◆ Written task ◆
Show all lines from the data that include the word "index".

• • •

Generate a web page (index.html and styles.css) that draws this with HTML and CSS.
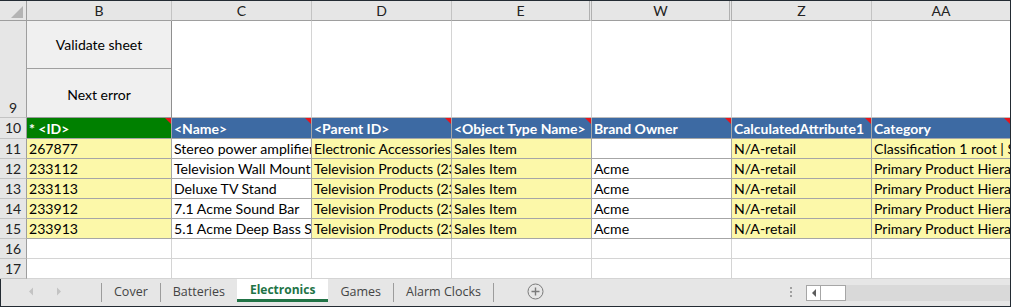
FILE: index.html
```html
<!DOCTYPE html>
<html lang="en">
<head>
  <meta charset="UTF-8">
  <title>Electronics</title>
  <link rel="stylesheet" href="styles.css">
</head>
<body>
  <div class="sheet">
    <div class="grid">
      <!-- column headings -->
      <div class="corner"><span class="corner-mark"></span></div>
      <div class="ch">B</div>
      <div class="ch">C</div>
      <div class="ch">D</div>
      <div class="ch hidden-after">E</div>
      <div class="ch hidden-after">W</div>
      <div class="ch">Z</div>
      <div class="ch last">AA</div>

      <!-- row 9: macro buttons -->
      <div class="rh tall">9</div>
      <div class="cell macro">
        <button class="macro-btn">Validate sheet</button>
        <button class="macro-btn">Next error</button>
      </div>
      <div class="cell top"></div>
      <div class="cell top"></div>
      <div class="cell top"></div>
      <div class="cell top"></div>
      <div class="cell top"></div>
      <div class="cell top last"></div>

      <!-- row 10: attribute headers -->
      <div class="rh">10</div>
      <div class="cell hdr id">* &lt;ID&gt;</div>
      <div class="cell hdr">&lt;Name&gt;</div>
      <div class="cell hdr">&lt;Parent ID&gt;</div>
      <div class="cell hdr">&lt;Object Type Name&gt;</div>
      <div class="cell hdr">Brand Owner</div>
      <div class="cell hdr">CalculatedAttribute1</div>
      <div class="cell hdr last">Category</div>

      <div class="rh">11</div>
      <div class="cell data y">267877</div>
      <div class="cell data">Stereo power amplifier</div>
      <div class="cell data y">Electronic Accessories</div>
      <div class="cell data y">Sales Item</div>
      <div class="cell data"></div>
      <div class="cell data y">N/A-retail</div>
      <div class="cell data y last">Classification 1 root | Stereo</div>

      <div class="rh">12</div>
      <div class="cell data y">233112</div>
      <div class="cell data">Television Wall Mount Bracket</div>
      <div class="cell data y">Television Products (23310)</div>
      <div class="cell data y">Sales Item</div>
      <div class="cell data">Acme</div>
      <div class="cell data y">N/A-retail</div>
      <div class="cell data y last">Primary Product Hierarchy</div>

      <div class="rh">13</div>
      <div class="cell data y">233113</div>
      <div class="cell data">Deluxe TV Stand</div>
      <div class="cell data y">Television Products (23310)</div>
      <div class="cell data y">Sales Item</div>
      <div class="cell data">Acme</div>
      <div class="cell data y">N/A-retail</div>
      <div class="cell data y last">Primary Product Hierarchy</div>

      <div class="rh">14</div>
      <div class="cell data y">233912</div>
      <div class="cell data">7.1 Acme Sound Bar</div>
      <div class="cell data y">Television Products (23310)</div>
      <div class="cell data y">Sales Item</div>
      <div class="cell data">Acme</div>
      <div class="cell data y">N/A-retail</div>
      <div class="cell data y last">Primary Product Hierarchy</div>

      <div class="rh">15</div>
      <div class="cell data y">233913</div>
      <div class="cell data">5.1 Acme Deep Bass Subwoofer</div>
      <div class="cell data y">Television Products (23310)</div>
      <div class="cell data y">Sales Item</div>
      <div class="cell data">Acme</div>
      <div class="cell data y">N/A-retail</div>
      <div class="cell data y last">Primary Product Hierarchy</div>

      <div class="rh">16</div>
      <div class="cell"></div>
      <div class="cell"></div>
      <div class="cell"></div>
      <div class="cell"></div>
      <div class="cell"></div>
      <div class="cell"></div>
      <div class="cell last"></div>

      <div class="rh">17</div>
      <div class="cell"></div>
      <div class="cell"></div>
      <div class="cell"></div>
      <div class="cell"></div>
      <div class="cell"></div>
      <div class="cell"></div>
      <div class="cell last"></div>
    </div>

    <!-- sheet tabs -->
    <div class="tabbar">
      <div class="tabnav">
        <svg width="6" height="9" viewBox="0 0 6 9"><path d="M5 0.5 L1 4.5 L5 8.5 Z" fill="#c3c3c3"/></svg>
        <svg width="6" height="9" viewBox="0 0 6 9"><path d="M1 0.5 L5 4.5 L1 8.5 Z" fill="#c3c3c3"/></svg>
      </div>
      <span class="sep"></span>
      <div class="tab">Cover</div>
      <span class="sep"></span>
      <div class="tab">Batteries</div>
      <div class="tab active">Electronics</div>
      <div class="tab">Games</div>
      <span class="sep"></span>
      <div class="tab">Alarm Clocks</div>
      <span class="sep"></span>
      <span class="addsheet">
        <svg width="17" height="17" viewBox="0 0 17 17">
          <circle cx="8.5" cy="8.5" r="7.5" fill="none" stroke="#7a7a7a" stroke-width="1"/>
          <path d="M8.5 4.5 V12.5 M4.5 8.5 H12.5" stroke="#7a7a7a" stroke-width="1.4"/>
        </svg>
      </span>
      <span class="spacer"></span>
      <span class="grip"><i></i><i></i><i></i></span>
      <div class="hscroll">
        <span class="hs-btn">
          <svg width="6" height="8" viewBox="0 0 6 8"><path d="M5 0 L1 4 L5 8 Z" fill="#5c5c5c"/></svg>
        </span>
        <span class="hs-thumb"></span>
        <span class="hs-track"></span>
      </div>
    </div>
  </div>
</body>
</html>
```

FILE: styles.css
```css
body {
  margin: 0;
  background: #fff;
  font-family: Lato, "Liberation Sans", sans-serif;
  font-size: 14px;
  color: #000;
}
.sheet {
  width: 1011px; height: 307px; box-sizing: border-box;
  border-top: 1px solid #232b33; border-right: 1px solid #232b33; border-bottom: 1px solid #232b33;
  display: flex; flex-direction: column; overflow: hidden;
}

/* grid of cells */
.grid {
  display: grid;
  grid-template-columns: 27px 145px 140px 140px 140px 140px 140px 138px;
  grid-template-rows: 20px 97px 21px repeat(7, 20px);
}
.grid > div {
  box-sizing: border-box; overflow: hidden; white-space: nowrap;
  line-height: 19px;
}
.corner {
  background: #e6e6e6; border-right: 1px solid #9e9e9e; border-bottom: 1px solid #9e9e9e;
  position: relative;
}
.corner-mark {
  position: absolute; left: 11px; top: 5px;
  border-left: 12px solid transparent; border-bottom: 12px solid #b4b4b4;
}
.ch {
  background: #e6e6e6; color: #222; text-align: center;
  border-right: 1px solid #c3c3c3; border-bottom: 1px solid #9e9e9e;
}
.ch.hidden-after { border-right: 3px double #b0b0b0; }
.ch.last { border-right: none; }
.rh {
  background: #e6e6e6; color: #222; text-align: center;
  border-right: 1px solid #9e9e9e; border-bottom: 1px solid #c3c3c3;
}
.rh.tall { display: flex; align-items: flex-end; justify-content: center; }

.cell {
  padding: 0 2px;
  border-right: 1px solid #d4d4d4; border-bottom: 1px solid #d4d4d4;
}
.cell.last { border-right: none; }
.cell.top { border-bottom-color: #bdbdbd; }

/* macro buttons in row 9 */
.cell.macro {
  padding: 0; display: flex; flex-direction: column;
  border-right: 1px solid #8f8f8f; border-bottom: 1px solid #9a9a9a;
  background: #f0f0f0;
}
.macro-btn {
  flex: 1; margin: 0; padding: 0 0 1px;
  background: #f0f0f0; border: none; border-bottom: 1px solid #a0a0a0;
  font-family: inherit; font-size: 14px; color: #000;
}
.macro-btn:last-child { border-bottom: none; padding: 2px 0 0; }

/* attribute headers */
.cell.hdr {
  position: relative; background: #3d6aa3; color: #fff; font-weight: bold;
  border-right-color: #a6a6a6; border-bottom-color: #a6a6a6;
  line-height: 21px;
}
.cell.hdr.id { background: #008000; }
.cell.hdr::after {
  content: ""; position: absolute; top: 0; right: 0;
  border-top: 6px solid #e8141b; border-left: 6px solid transparent;
}
.cell.data {
  font-size: 14.1px; text-overflow: clip;
  border-right-color: #a6a6a6; border-bottom-color: #a6a6a6;
}
.cell.y { background: #fcf8a9; }

/* sheet tabs */
.tabbar {
  height: 27px; box-sizing: border-box; background: #e6e6e6;
  border-left: 1px solid #232b33;
  display: flex; align-items: flex-start;
  font-family: "Open Sans", "Liberation Sans", sans-serif; font-size: 12.5px; color: #444;
}
.tabnav {
  width: 100px; height: 24px; display: flex; align-items: center; gap: 22px;
  padding-left: 27px; box-sizing: border-box;
}
.sep { width: 1px; height: 19px; margin-top: 4px; background: #9c9c9c; }
.tab {
  height: 23px; line-height: 25px; padding: 0 12px; box-sizing: border-box;
}
.tab.active {
  background: #fff; color: #217346; font-weight: bold; font-size: 12px;
  border-bottom: 3px solid #217346; line-height: 22px; padding: 0 13px;
}
.addsheet { margin: 4px 0 0 33px; display: flex; }
.spacer { flex: 1; }
.grip {
  display: flex; flex-direction: column; gap: 2px; margin: 8px 14px 0 0;
}
.grip i { display: block; width: 2px; height: 2px; background: #a0a0a0; }
.hscroll { display: flex; width: 204px; height: 16px; margin-top: 6px; }
.hs-btn {
  width: 15px; box-sizing: border-box; background: #fff;
  border: 1px solid #a6a6a6; display: flex; align-items: center; justify-content: center;
}
.hs-thumb {
  width: 25px; box-sizing: border-box; background: #fff;
  border: 1px solid #a6a6a6; border-left: none;
}
.hs-track { flex: 1; background: #d9d9d9; }
```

• • •

◆ Response to this exercise ◆
Generate a web page (index.html and styles.css) that draws this with HTML and CSS.
FILE: index.html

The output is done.